── SOURCE EXCERPT ──
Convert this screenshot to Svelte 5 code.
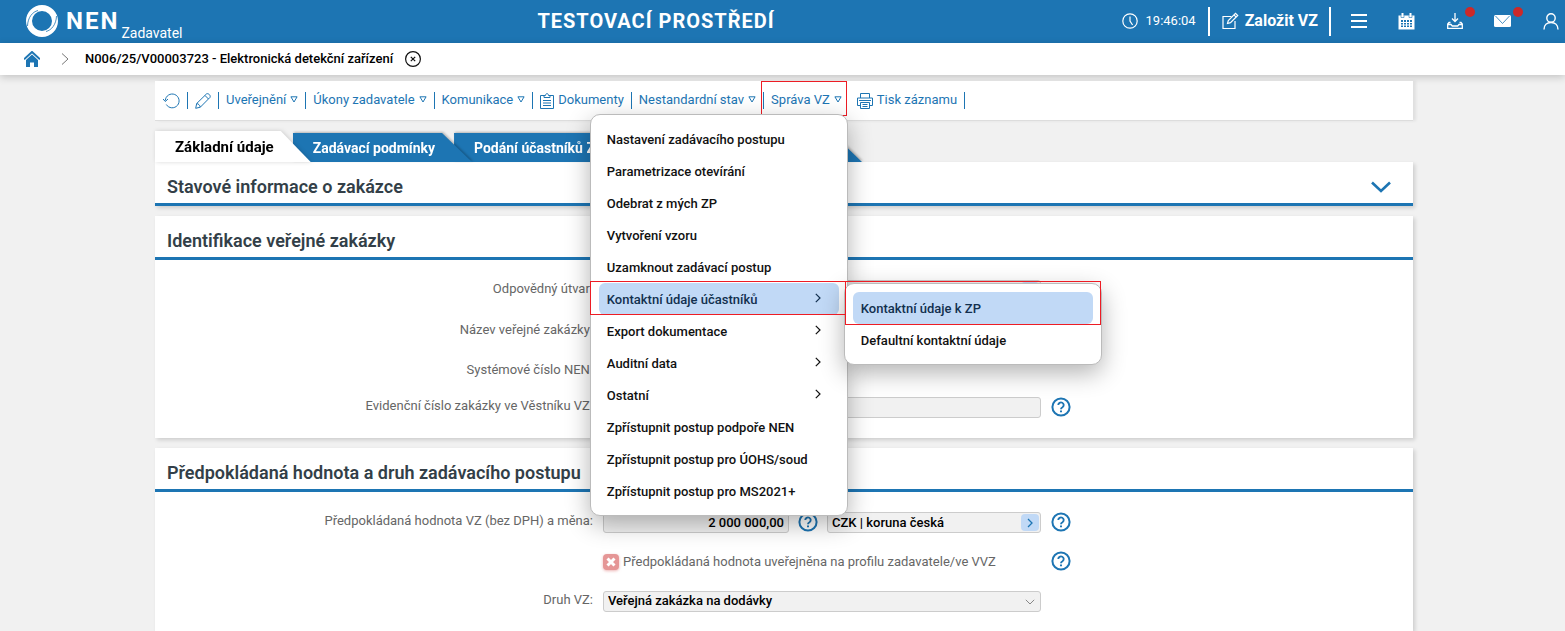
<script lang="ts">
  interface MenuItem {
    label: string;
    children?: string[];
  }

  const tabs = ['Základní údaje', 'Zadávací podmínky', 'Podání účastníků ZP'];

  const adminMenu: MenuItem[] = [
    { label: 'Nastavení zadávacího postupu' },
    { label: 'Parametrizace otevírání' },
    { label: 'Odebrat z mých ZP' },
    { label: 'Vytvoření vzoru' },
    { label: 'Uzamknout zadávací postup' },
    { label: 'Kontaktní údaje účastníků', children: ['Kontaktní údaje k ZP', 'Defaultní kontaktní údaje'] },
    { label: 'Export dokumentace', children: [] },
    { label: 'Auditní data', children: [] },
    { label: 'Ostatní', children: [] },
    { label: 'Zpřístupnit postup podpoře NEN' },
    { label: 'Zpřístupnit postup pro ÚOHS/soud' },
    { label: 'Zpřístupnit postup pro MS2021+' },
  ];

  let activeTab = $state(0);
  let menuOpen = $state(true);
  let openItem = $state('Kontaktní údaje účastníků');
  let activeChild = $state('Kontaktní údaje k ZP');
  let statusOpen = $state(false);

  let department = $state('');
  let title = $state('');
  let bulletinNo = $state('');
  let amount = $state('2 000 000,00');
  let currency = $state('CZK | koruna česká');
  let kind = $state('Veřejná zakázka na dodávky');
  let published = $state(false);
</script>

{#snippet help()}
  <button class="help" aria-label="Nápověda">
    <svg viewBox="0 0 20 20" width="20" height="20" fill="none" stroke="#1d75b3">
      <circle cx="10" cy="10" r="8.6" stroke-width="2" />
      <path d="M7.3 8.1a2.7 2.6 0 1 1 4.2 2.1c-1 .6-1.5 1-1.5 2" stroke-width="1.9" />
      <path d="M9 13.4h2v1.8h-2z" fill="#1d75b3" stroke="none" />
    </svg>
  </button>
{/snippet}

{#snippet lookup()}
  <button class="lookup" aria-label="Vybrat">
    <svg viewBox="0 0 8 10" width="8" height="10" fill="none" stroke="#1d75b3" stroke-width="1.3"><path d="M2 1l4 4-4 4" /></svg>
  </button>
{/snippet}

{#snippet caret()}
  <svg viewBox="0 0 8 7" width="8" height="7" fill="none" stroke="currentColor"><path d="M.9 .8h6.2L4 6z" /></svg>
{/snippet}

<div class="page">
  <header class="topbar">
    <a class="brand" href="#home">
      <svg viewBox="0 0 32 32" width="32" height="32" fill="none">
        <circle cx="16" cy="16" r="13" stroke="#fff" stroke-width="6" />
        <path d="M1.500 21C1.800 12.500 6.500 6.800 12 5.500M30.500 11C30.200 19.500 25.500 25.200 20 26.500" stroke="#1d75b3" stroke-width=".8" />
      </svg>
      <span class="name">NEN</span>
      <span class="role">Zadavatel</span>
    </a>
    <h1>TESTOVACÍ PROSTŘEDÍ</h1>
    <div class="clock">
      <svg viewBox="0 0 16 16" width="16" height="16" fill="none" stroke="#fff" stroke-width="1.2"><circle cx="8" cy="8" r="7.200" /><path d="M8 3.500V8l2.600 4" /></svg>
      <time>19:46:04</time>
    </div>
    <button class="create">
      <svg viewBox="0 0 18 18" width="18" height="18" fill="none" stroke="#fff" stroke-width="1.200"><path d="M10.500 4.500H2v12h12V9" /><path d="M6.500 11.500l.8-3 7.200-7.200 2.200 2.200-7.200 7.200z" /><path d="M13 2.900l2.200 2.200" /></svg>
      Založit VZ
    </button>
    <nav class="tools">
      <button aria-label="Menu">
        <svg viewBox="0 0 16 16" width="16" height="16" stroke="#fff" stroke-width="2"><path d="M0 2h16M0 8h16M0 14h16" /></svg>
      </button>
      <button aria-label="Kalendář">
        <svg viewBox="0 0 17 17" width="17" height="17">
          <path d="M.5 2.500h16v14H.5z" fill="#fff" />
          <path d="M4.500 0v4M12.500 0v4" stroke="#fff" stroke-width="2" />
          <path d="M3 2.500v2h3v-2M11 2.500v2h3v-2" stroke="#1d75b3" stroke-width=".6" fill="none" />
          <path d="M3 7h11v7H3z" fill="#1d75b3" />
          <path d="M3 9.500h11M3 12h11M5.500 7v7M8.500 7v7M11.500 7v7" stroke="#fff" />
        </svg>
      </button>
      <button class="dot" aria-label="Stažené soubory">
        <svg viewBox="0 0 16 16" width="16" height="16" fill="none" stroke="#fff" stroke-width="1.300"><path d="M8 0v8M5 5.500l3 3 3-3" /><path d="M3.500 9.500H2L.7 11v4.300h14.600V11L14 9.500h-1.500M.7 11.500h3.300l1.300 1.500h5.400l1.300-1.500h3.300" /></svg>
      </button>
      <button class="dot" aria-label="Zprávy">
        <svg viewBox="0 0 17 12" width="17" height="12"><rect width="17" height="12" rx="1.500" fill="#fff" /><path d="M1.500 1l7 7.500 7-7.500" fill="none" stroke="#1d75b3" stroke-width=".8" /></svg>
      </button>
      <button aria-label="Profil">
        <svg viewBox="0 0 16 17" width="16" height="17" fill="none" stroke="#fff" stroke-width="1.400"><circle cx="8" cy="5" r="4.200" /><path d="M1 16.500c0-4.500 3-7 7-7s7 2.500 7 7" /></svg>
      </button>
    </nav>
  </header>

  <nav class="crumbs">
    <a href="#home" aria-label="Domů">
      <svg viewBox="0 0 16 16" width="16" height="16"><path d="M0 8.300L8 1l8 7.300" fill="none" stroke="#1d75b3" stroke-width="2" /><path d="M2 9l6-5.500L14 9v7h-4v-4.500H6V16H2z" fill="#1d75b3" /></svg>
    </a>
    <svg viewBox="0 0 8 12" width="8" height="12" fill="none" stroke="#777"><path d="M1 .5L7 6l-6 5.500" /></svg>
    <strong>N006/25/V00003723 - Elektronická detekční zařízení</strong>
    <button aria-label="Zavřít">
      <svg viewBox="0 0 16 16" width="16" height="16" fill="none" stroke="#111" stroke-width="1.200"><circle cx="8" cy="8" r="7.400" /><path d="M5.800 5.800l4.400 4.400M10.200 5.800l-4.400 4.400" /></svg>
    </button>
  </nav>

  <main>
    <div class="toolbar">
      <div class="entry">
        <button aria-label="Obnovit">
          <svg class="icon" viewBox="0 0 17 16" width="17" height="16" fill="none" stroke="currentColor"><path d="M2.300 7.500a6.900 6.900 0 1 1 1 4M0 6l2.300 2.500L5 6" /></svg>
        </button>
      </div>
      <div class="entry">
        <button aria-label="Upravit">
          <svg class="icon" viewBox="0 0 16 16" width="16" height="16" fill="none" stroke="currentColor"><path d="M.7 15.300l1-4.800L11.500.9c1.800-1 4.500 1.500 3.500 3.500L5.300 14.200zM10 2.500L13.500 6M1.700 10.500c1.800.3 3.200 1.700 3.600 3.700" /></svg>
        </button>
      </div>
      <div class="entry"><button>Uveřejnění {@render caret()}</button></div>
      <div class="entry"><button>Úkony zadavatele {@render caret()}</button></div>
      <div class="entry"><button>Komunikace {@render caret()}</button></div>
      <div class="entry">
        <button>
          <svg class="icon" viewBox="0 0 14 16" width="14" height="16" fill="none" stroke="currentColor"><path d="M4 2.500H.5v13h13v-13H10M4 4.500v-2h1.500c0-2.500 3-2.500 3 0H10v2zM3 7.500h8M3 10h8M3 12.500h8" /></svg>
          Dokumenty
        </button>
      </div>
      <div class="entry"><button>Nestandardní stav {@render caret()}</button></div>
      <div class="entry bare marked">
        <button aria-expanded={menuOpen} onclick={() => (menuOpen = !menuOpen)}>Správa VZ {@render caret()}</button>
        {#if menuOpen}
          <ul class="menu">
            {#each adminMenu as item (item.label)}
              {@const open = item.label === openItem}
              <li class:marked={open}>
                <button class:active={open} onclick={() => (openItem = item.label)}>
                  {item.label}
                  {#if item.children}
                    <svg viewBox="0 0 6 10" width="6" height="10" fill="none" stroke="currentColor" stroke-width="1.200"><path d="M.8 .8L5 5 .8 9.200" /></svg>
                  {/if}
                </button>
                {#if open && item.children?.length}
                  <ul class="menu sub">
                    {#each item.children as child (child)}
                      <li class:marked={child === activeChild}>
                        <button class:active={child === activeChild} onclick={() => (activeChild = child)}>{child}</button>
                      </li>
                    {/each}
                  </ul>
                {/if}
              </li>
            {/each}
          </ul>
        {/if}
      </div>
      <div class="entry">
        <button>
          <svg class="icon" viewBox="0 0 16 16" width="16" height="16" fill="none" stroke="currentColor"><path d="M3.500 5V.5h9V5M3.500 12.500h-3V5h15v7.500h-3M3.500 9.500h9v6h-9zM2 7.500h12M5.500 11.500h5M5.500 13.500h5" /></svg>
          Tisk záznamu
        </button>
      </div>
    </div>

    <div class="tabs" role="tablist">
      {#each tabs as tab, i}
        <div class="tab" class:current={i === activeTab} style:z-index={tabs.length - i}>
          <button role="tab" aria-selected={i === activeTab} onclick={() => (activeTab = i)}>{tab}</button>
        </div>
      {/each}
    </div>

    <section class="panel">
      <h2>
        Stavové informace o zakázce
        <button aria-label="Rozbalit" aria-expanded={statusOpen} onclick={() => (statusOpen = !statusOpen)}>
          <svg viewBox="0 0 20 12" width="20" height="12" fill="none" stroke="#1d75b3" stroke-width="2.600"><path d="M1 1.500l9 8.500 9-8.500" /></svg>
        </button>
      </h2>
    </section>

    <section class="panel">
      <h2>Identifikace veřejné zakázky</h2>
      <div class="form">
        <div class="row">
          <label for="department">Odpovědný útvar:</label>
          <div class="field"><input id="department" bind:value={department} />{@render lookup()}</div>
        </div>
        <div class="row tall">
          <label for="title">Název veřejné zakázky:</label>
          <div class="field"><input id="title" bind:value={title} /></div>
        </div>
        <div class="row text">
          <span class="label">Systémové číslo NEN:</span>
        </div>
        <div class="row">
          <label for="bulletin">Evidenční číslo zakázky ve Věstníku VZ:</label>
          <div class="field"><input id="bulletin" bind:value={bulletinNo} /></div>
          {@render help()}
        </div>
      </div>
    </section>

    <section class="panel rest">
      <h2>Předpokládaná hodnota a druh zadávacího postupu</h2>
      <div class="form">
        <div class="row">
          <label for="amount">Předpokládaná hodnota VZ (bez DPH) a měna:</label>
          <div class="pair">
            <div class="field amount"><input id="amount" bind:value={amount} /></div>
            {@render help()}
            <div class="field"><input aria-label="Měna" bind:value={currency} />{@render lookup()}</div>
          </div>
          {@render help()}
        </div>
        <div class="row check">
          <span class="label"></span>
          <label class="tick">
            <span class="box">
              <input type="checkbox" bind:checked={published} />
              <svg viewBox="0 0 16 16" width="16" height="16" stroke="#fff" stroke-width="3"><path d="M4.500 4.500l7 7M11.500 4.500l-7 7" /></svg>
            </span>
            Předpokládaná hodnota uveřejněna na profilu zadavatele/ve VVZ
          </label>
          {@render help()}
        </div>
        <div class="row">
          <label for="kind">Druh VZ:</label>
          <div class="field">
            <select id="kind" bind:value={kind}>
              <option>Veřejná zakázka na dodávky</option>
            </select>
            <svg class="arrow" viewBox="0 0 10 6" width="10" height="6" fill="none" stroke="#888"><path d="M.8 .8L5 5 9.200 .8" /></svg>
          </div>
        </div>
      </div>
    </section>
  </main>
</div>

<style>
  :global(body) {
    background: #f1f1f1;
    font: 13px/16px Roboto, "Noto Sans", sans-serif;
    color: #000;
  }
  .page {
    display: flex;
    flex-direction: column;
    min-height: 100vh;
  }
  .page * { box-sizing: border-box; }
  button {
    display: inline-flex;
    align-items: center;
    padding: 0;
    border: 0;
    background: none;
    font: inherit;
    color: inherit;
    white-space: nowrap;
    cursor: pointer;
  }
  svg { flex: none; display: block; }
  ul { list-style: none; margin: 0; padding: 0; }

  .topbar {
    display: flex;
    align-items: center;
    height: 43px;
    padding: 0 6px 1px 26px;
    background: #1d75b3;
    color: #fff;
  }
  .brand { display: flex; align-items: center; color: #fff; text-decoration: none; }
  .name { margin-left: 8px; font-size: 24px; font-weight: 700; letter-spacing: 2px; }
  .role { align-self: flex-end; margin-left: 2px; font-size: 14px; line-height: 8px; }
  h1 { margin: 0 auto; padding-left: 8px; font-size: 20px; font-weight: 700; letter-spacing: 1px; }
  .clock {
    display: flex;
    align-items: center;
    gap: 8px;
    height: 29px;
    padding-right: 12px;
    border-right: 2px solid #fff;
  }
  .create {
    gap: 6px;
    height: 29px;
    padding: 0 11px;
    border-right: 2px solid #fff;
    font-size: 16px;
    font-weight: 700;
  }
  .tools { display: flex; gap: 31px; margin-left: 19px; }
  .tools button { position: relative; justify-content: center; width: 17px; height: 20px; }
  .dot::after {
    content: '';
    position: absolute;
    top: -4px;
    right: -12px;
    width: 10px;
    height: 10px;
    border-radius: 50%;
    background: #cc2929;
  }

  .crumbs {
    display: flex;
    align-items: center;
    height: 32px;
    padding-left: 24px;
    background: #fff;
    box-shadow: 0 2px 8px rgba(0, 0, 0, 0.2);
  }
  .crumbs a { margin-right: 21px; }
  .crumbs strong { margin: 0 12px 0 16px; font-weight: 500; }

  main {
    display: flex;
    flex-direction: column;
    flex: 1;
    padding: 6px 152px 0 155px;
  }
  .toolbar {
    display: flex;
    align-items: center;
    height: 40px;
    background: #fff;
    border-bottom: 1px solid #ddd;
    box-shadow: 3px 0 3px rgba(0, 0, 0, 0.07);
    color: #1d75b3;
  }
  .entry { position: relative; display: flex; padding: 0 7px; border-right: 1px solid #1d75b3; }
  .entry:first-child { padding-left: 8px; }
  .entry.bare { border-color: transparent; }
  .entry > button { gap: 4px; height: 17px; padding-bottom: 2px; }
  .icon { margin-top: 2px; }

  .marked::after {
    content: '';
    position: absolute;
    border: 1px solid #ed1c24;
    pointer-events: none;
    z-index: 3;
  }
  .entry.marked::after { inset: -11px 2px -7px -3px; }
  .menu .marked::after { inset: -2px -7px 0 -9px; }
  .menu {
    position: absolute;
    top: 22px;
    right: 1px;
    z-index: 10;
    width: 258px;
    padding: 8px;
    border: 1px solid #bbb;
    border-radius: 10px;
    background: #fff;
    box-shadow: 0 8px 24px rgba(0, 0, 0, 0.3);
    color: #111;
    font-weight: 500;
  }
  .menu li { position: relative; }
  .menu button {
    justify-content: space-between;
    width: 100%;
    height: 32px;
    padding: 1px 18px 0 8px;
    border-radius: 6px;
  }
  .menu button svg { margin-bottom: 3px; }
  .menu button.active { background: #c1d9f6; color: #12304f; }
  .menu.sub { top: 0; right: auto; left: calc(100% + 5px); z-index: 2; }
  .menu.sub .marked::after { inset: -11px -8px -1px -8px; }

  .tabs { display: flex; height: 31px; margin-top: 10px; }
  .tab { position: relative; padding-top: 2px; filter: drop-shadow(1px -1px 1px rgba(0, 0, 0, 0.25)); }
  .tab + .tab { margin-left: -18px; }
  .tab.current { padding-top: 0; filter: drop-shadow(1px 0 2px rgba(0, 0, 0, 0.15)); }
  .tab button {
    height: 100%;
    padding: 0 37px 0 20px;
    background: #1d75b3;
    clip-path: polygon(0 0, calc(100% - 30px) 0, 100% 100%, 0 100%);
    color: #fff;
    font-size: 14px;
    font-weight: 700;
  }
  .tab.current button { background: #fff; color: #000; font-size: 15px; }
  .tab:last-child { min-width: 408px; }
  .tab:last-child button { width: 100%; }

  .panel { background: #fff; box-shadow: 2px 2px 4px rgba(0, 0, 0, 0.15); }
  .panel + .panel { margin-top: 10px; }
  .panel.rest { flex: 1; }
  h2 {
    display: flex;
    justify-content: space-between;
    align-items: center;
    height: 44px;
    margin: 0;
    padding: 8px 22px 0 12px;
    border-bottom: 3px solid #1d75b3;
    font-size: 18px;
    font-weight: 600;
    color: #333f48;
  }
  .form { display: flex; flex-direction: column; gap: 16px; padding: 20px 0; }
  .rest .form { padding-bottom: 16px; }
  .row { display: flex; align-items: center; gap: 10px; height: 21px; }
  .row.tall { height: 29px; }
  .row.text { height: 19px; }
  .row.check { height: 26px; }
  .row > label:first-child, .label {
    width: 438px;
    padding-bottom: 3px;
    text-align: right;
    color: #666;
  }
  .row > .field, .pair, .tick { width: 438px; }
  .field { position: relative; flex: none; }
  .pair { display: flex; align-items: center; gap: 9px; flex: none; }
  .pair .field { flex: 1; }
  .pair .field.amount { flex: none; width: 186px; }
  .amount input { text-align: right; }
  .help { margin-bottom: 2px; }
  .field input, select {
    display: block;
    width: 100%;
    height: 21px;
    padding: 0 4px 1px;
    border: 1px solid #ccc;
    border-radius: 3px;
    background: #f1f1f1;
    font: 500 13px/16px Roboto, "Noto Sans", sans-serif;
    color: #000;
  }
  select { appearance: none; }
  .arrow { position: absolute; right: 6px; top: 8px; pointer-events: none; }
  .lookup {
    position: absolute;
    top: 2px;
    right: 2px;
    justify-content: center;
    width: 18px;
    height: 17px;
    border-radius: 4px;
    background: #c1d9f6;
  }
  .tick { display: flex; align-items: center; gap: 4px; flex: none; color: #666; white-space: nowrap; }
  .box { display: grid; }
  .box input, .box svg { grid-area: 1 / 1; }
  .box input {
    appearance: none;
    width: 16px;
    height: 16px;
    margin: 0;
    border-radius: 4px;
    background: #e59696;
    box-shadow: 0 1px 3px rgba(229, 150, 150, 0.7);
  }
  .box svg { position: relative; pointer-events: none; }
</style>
───
:: GIVEN EXERCISE ::
Please extract exactly the lines of the data, from the first through the line containing "const tabs = ['Základní", and add no pictures to the copy.

:: COMPLETE RESPONSE ::
Convert this screenshot to Svelte 5 code.
<script lang="ts">
  interface MenuItem {
    label: string;
    children?: string[];
  }

  const tabs = ['Základní údaje', 'Zadávací podmínky', 'Podání účastníků ZP'];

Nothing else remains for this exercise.